White House summons top lawmakers for health meeting

WASHINGTON-The White House summoned two lawmakers critical to President Barack Obama’s hopes for health care overhaul to a private meeting Monday as the timetable for a comprehensive bill continued to slip.

WASHINGTON-The White House summoned two lawmakers critical to President Barack Obama’s hopes for health care overhaul to a private meeting Monday as the timetable for a comprehensive bill continued to slip.

Senate Finance Committee Chairman Max Baucus, D-Mont., and House Ways and Means Committee Chairman Charles Rangel, D-N.Y., were to meet at the White House on Monday afternoon, according to an official who spoke on condition of anonymity to discuss private deliberations.

Baucus and Rangel are in charge of the crucial job of coming up with how to pay for a comprehensive health care overhaul that would cost an estimated $1 trillion over 10 years, mostly for subsidies to help cover some 50 million uninsured Americans.

The meeting comes as Obama, newly returned from an overseas trip, must refocus on his top legislative priority: a sweeping health care bill to bring down costs and cover the uninsured. Timelines for the health legislation continue to be pushed back, with a bill unveiling promised for Monday in the House sliding to Tuesday as House Democratic leaders struggled to regain support from moderate and conservative Democrats who threatened opposition last week over the bill’s price tag and other issues.

The White House’s strategy to leave the legislative back-and-forth to Congress has produced varying and sometimes contradictory versions of health care legislation — along with delays. As the Senate turns its attention to Supreme Court nominee Sonia Sotomayor’s confirmation hearings, the focus on that side of the Capitol will turn away from Obama’s top domestic priority.

The administration’s Democratic allies in Congress hinted they would not deliver legislation before leaving town for an August recess. The delay would be a blow to the White House and to Democrats’ electoral prospects.

The House and Senate are working toward legislation that would deliver on Obama’s popular goals from his presidential campaign, but they are hardly in unison. House Democrats have proposed raising taxes on wealthy Americans to pay for the plan.

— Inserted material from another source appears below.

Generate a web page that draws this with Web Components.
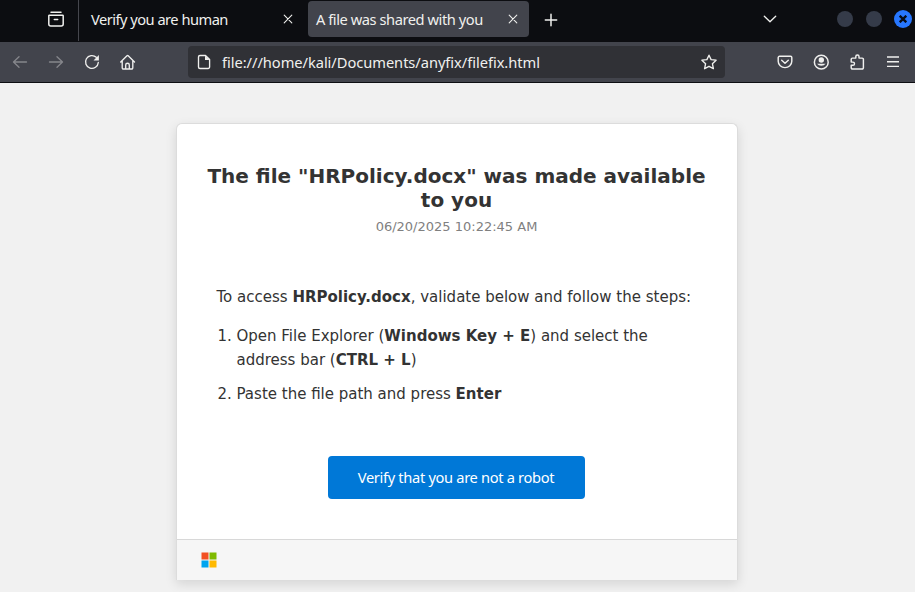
<!DOCTYPE html>
<html lang="en"><head><meta charset="utf-8"><title>A file was shared with you</title>
<style>html,body{margin:0;height:100%;overflow:hidden}body{background:#f1f1f1}browser-tab:first-child{letter-spacing:-.52px}browser-tab[active]{letter-spacing:-.45px}</style></head><body>
<browser-window>
<tab-strip slot="tabs">
<browser-tab>Verify you are human</browser-tab>
<browser-tab active>A file was shared with you</browser-tab>
</tab-strip>
<nav-bar slot="nav">file:///home/kali/Documents/anyfix/filefix.html</nav-bar>
<file-card>
<span slot="title">The file "HRPolicy.docx" was made available to you</span>
<span slot="date">06/20/2025 10:22:45 AM</span>
<step-list></step-list>
<action-button>Verify that you are not a robot</action-button>
</file-card>
</browser-window>
<script>
const define=(name,html)=>customElements.define(name,class extends HTMLElement{
 constructor(){super();this.attachShadow({mode:'open'}).innerHTML=html;}
});
const icons={
 view:'<path d="M3 1.300h10M1.500 4.200h13a.7.7 0 0 1 .7.7V13a2 2 0 0 1-2 2H2.800a2 2 0 0 1-2-2V4.900a.7.7 0 0 1 .7-.7M6.300 8.500h3.400" stroke-width="1.500"/>',
 x:'<path d="m4.200 4.200 7.600 7.600m0-7.600-7.600 7.600" stroke-width="1.100"/>',
 plus:'<path d="M8 1.500v13M1.500 8h13" stroke-width="1.700"/>',
 chevron:'<path d="m2.300 5.300 5.700 5.500 5.700-5.500"/>',
 back:'<path d="M14.500 8H1.500M7 2.800 1.500 8 7 13.200"/>',
 forward:'<path d="M1.500 8h13M9 2.800 14.500 8 9 13.200"/>',
 reload:'<path d="M14.300 8.500A6.400 6.400 0 1 1 12.300 3.300"/><path d="M14.900 1v5.400H9.500z" fill="currentColor" stroke="none"/>',
 home:'<path d="M.7 8 7 1.800a.9.9 0 0 1 1.200 0L14.500 8M2.200 6.800v7a1.200 1.200 0 0 0 1.200 1.200h8.200a1.200 1.200 0 0 0 1.200-1.200v-7M5.700 15v-4a1.800 1.800 0 0 1 3.600 0v4"/>',
 page:'<path d="M4 1.500h5.500l4.100 4.100V13a1.500 1.500 0 0 1-1.500 1.500H4A1.500 1.500 0 0 1 2.500 13V3A1.500 1.500 0 0 1 4 1.500"/><path d="M9 1.500v4.600h4.600z" fill="currentColor" stroke="none"/>',
 star:'<path d="m8 1.200 2.100 4.400 5 .6-3.700 3.500 1 5L8 12.300l-4.400 2.400 1-5L.9 6.200l5-.6z"/>',
 pocket:'<path d="M2.500 2.300h11a1.300 1.300 0 0 1 1.300 1.300v3.600a6.800 6.400 0 0 1-13.600 0V3.600a1.300 1.300 0 0 1 1.300-1.300M4.700 6.200 8 9.300l3.300-3.100" stroke-width="1.450"/>',
 account:'<circle cx="8.300" cy="8.200" r="6.900" stroke-width="1.500"/><circle cx="8.300" cy="6" r="2.700" fill="currentColor" stroke="none"/><path d="M4 9.800h8.600a5 4 0 0 1-8.600 0z" fill="currentColor" stroke="none"/>',
 puzzle:'<path d="M2.200 5.300a1.200 1.200 0 0 1 1.200-1.200h3.400V2.500a1.600 1.600 0 0 1 3.200 0v1.600h3.200a1.200 1.200 0 0 1 1.200 1.200v8.500a1.200 1.200 0 0 1-1.200 1.200H3.400a1.200 1.200 0 0 1-1.200-1.200v-2.500h1.700a1.600 1.600 0 0 0 0-3.200H2.200z" stroke-width="1.450"/>',
 menu:'<path d="M2 3h12M2 7.700h12M2 12.400h12" stroke-width="1.400" stroke-linecap="butt"/>'
};
customElements.define('ui-icon',class extends HTMLElement{
 constructor(){super();this.attachShadow({mode:'open'});}
 connectedCallback(){this.shadowRoot.innerHTML='<style>:host{display:block;flex:none;width:16px;height:16px}svg{display:block;width:100%;height:100%;overflow:visible}</style><svg viewBox="0 0 16 16" fill="none" stroke="currentColor" stroke-width="1.350" stroke-linecap="round" stroke-linejoin="round">'+icons[this.getAttribute('name')]+'</svg>';}
});
define('browser-window',`<style>:host{display:flex;flex-direction:column;width:915px;height:592px;background:#f1f1f1;font-family:"Noto Sans",sans-serif}main{flex:1;display:flex;justify-content:center;align-items:flex-start;padding:40px 2px 0 0;overflow:hidden}</style><slot name="tabs"></slot><slot name="nav"></slot><main><slot></slot></main>`);
define('tab-strip',`<style>:host{display:flex;align-items:center;height:42px;background:#0c0d11;color:#f0f0ee;box-sizing:border-box}.view{box-sizing:border-box;width:79px;height:41px;border-right:1px solid #45464d;display:flex;align-items:center;padding:0 0 3px 48px;align-self:flex-start}.tabs{display:flex;gap:4px;align-self:flex-start;padding-top:1px;margin-left:4px}.plus{width:14px;height:14px;margin:-3px 0 0 15px}.chev{margin:-4px 0 0 auto}.win{display:flex;align-items:center;gap:13px;margin:-4px 3px 0 59px}i{width:16px;height:16px;border-radius:50%;background:#353b49}.close{width:18px;height:18px;margin-left:-1px;background:#2777ff;color:#080d18;display:grid;place-items:center}.close svg{width:8px;height:8px}</style><div class="view"><ui-icon name="view"></ui-icon></div><div class="tabs"><slot></slot></div><ui-icon class="plus" name="plus"></ui-icon><ui-icon class="chev" name="chevron"></ui-icon><div class="win"><i></i><i></i><i class="close"><svg viewBox="0 0 8 8"><path d="m.7.7 6.600 6.600m0-6.600L.7 7.300" stroke="currentColor" stroke-width="2.300"/></svg></i></div>`);
define('browser-tab',`<style>:host{display:flex;align-items:center;justify-content:space-between;box-sizing:border-box;width:221px;height:36px;border-radius:4px;padding:0 8px;font-size:14.670px;white-space:nowrap}:host([active]){background:#42444c}span{line-height:20px;padding-bottom:1px}</style><span><slot></slot></span><ui-icon name="x"></ui-icon>`);
define('nav-bar',`<style>:host{display:flex;align-items:center;box-sizing:border-box;height:41px;background:#42444c;border-bottom:1px solid #0d0e12;color:#f0f0ee;padding:0 14px 0 12px}.left{display:flex;gap:20px}.off{color:#85868b}.url{box-sizing:border-box;width:537px;height:32px;margin-left:52px;background:#303136;border-radius:4px;display:flex;align-items:center;padding:0 8px;font-size:14.670px}.url span{margin-left:10px;line-height:20px;padding-bottom:1px;letter-spacing:-.045px}.star{margin-left:auto}.right{display:flex;gap:20px;margin-left:auto}</style><div class="left"><ui-icon class="off" name="back"></ui-icon><ui-icon class="off" name="forward"></ui-icon><ui-icon name="reload"></ui-icon><ui-icon name="home"></ui-icon></div><div class="url"><ui-icon name="page"></ui-icon><span><slot></slot></span><ui-icon class="star" name="star"></ui-icon></div><div class="right"><ui-icon name="pocket"></ui-icon><ui-icon name="account"></ui-icon><ui-icon name="puzzle"></ui-icon><ui-icon name="menu"></ui-icon></div>`);
define('file-card',`<style>:host{display:flex;flex-direction:column;box-sizing:border-box;width:562px;height:457px;background:#fff;border:1px solid #dcdcdc;border-bottom:0;border-radius:6px 6px 0 0;box-shadow:0 4px 12px rgba(0,0,0,.12);font-family:"DejaVu Sans",sans-serif;color:#333}header{padding:40px 20px 0;text-align:center;height:122px;box-sizing:border-box}h1{font-size:20px;line-height:24px;margin:0;font-weight:700}time{display:block;font-size:13px;line-height:16px;margin-top:7px;color:#808080}section{flex:1;padding:39px 40px 0}footer{box-sizing:border-box;height:41px;background:#f6f6f6;border-top:1px solid #d8d8d8;padding:12px 24px}svg{display:block}</style><header><h1><slot name="title"></slot></h1><time><slot name="date"></slot></time></header><section><slot></slot></section><footer><svg width="16" height="16"><path fill="#f25022" d="M.5.5h7v7h-7z"/><path fill="#7fba00" d="M8.500.5h7v7h-7z"/><path fill="#00a4ef" d="M.5 8.500h7v7h-7z"/><path fill="#ffb900" d="M8.500 8.500h7v7h-7z"/></svg></footer>`);
define('step-list',`<style>:host{display:block;font-size:15px;line-height:24px}p{margin:0 0 15px;white-space:nowrap}ol{margin:0;padding-left:20px}li+li{margin-top:10px}</style><p>To access <b>HRPolicy.docx</b>, validate below and follow the steps:</p><ol><li>Open File Explorer (<b>Windows Key + E</b>) and select the<br>address bar (<b>CTRL + L</b>)</li><li>Paste the file path and press <b>Enter</b></li></ol>`);
define('action-button',`<style>:host{display:flex;align-items:center;justify-content:center;box-sizing:border-box;width:257px;height:43px;padding-bottom:2px;margin:50px 0 0 111px;background:#0078d7;border-radius:4px;color:#fff;font:14.670px/20px "Noto Sans",sans-serif;letter-spacing:-.33px}</style><slot></slot>`);
</script></body></html>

That idea appears to face opposition in the Senate, where a bipartisan group of senators is trying to reassemble a financing package now missing a key component: an unpopular tax on high-cost health insurance benefits, which would have raised $320 billion out of a $1 trillion package.

A bipartisan deal would have a better chance of winning broad support. That’s what Obama says he wants, and the best chance for such a deal is still in the Senate.

But after a turbulent week, senators will move cautiously. A lot more work is needed to avoid another round of miscalculations.

Republicans, seizing on an issue that affects all Americans and has shown a glimmer of hope for an out-of-power political party, have lambasted the proposals as rash and irresponsible. They also see the issue as a way to win House and Senate seats in the 2010 midterm elections.

"There is no chance that it’s going to be done by August," said Sen. Jon Kyl, R-Ariz. "President Obama was right about one thing: He said if it’s not done quickly, it won’t be done at all. Why did he say that? Because the longer it hangs out there, the more the American people are skeptical, anxious and even in opposition to it."

Obama’s Health and Human Services secretary, Kathleen Sebelius, tried to calm fears Democrats would tax some employer-provided health care benefits as income. She said the details are far from finished.

"Well, the House has a version," she said, discounting any version as final. "There are a couple of different proposals being worked on in the Senate."

Sebelius spoke with CNN’s "State of the Union" on Sunday and Kyl appeared on ABC’s "This Week."